Per me la speranza è che le situazioni si risolvano senza dover intervenire, ma poi a un certo punto mi trovo davanti a un obbligo di legge. E intervengo anche per evitare che il nostro Paese si esponga a rischi internazionali».

Quali rischi corre l’Italia?

«Potrebbe essere soggetta a ricorsi a fori internazionali, sia di Corti europee che di altro genere. Il rischio è che di certe cose, dettate dall’emotività o dalla ricerca del consenso, poi finiremo per doverne rispondere.
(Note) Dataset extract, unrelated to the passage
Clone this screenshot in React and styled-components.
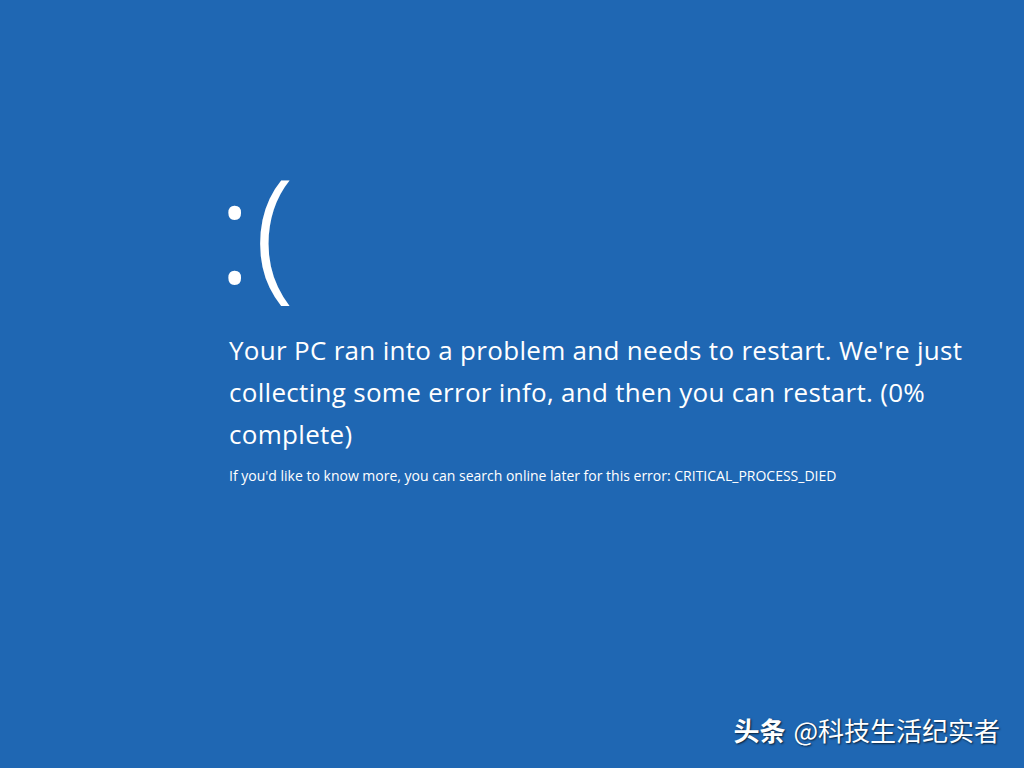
import React from 'react';
import styled, { createGlobalStyle } from 'styled-components';

const GlobalStyle = createGlobalStyle`
    html, body {
        margin: 0;
        padding: 0;
        background: #1f67b3;
    }
`;

const Screen = styled.main`
    position: relative;
    width: 1024px;
    height: 768px;
    overflow: hidden;
    background: #1f67b3;
    color: #ffffff;
    font-family: "Open Sans", "Noto Sans", sans-serif;
    display: flex;
    flex-direction: column;
    padding: 155px 0 0 217px;
    box-sizing: border-box;
`;

const Frown = styled.div`
    font-family: "Noto Sans", "Open Sans", sans-serif;
    font-weight: 300;
    font-size: 144px;
    line-height: 1;
    height: 170px;
    margin-bottom: 4px;
    letter-spacing: 2px;
`;

const Message = styled.p`
    margin: 0;
    padding-left: 12px;
    width: 745px;
    font-size: 26px;
    letter-spacing: 0.3px;
    line-height: 42px;
    font-weight: 400;
`;

const Detail = styled.p`
    margin: 12px 0 0;
    padding-left: 12px;
    font-size: 14px;
    line-height: 18px;
`;

const Watermark = styled.div`
    position: absolute;
    right: 24px;
    bottom: 25px;
    font-family: "Noto Sans CJK SC", sans-serif;
    font-size: 26px;
    line-height: 1;
    text-shadow: 1px 1px 2px rgba(0, 0, 0, 0.7);
`;

const Brand = styled.span`
    font-weight: 700;
    margin-right: 8px;
`;

const BlueScreen = () => {
    return (
        <Screen>
            <Frown>:(</Frown>
            <Message>
                Your PC ran into a problem and needs to restart. We're just
                collecting some error info, and then you can restart. (0%
                complete)
            </Message>
            <Detail>
                If you'd like to know more, you can search online later for this error: CRITICAL_PROCESS_DIED
            </Detail>
            <Watermark>
                <Brand>头条</Brand>@科技生活纪实者
            </Watermark>
        </Screen>
    )
}

const App = () => (
    <>
        <GlobalStyle />
        <BlueScreen />
    </>
);

export default App;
La libertà delle persone non può essere qualcosa che costituisce un mezzo di pressione per una richiesta all’Europa. Io non nego che l’Italia abbia le sue ragioni da porre, la mia non è una rivendicazione politica. Dico che, pur a fronte della motivazione più accettabile, non è concepibile mettere in gioco la libertà di 110 persone. Non possono essere il mezzo o lo strumento attraverso il quale affermo la mia posizione politica.

A me non interessa stare a criticare un ministro o una decisione: mi interessa tutelare tanto le persone quanto il Paese, affinché non compia fatti di cui un domani debba poi rispondere».

Rispetto a questo rischio di violare i diritti umani e le convenzioni internazionali, quali sono le criticità dei migranti a bordo?

«Per il momento so che i casi più gravi sono fatti scendere. Sono stati fatti scendere anche 16 minori. Poi uno di loro si è scoperto essere adulto ed è stato fatti risalire sulla nave.

Le condizioni da un lato sono sotto controllo per l’operato della Guardia Costiera, ma dall’altro lato sono assolutamente fuori dai criteri di dignità degli esseri umani. Stiamo parlando di individui salvati in mare che continuano a essere tenuti all’aperto, esposti al sole, nel caldo estivo, con solo una tenda per ripararsi (e un solo bagno, ndr)».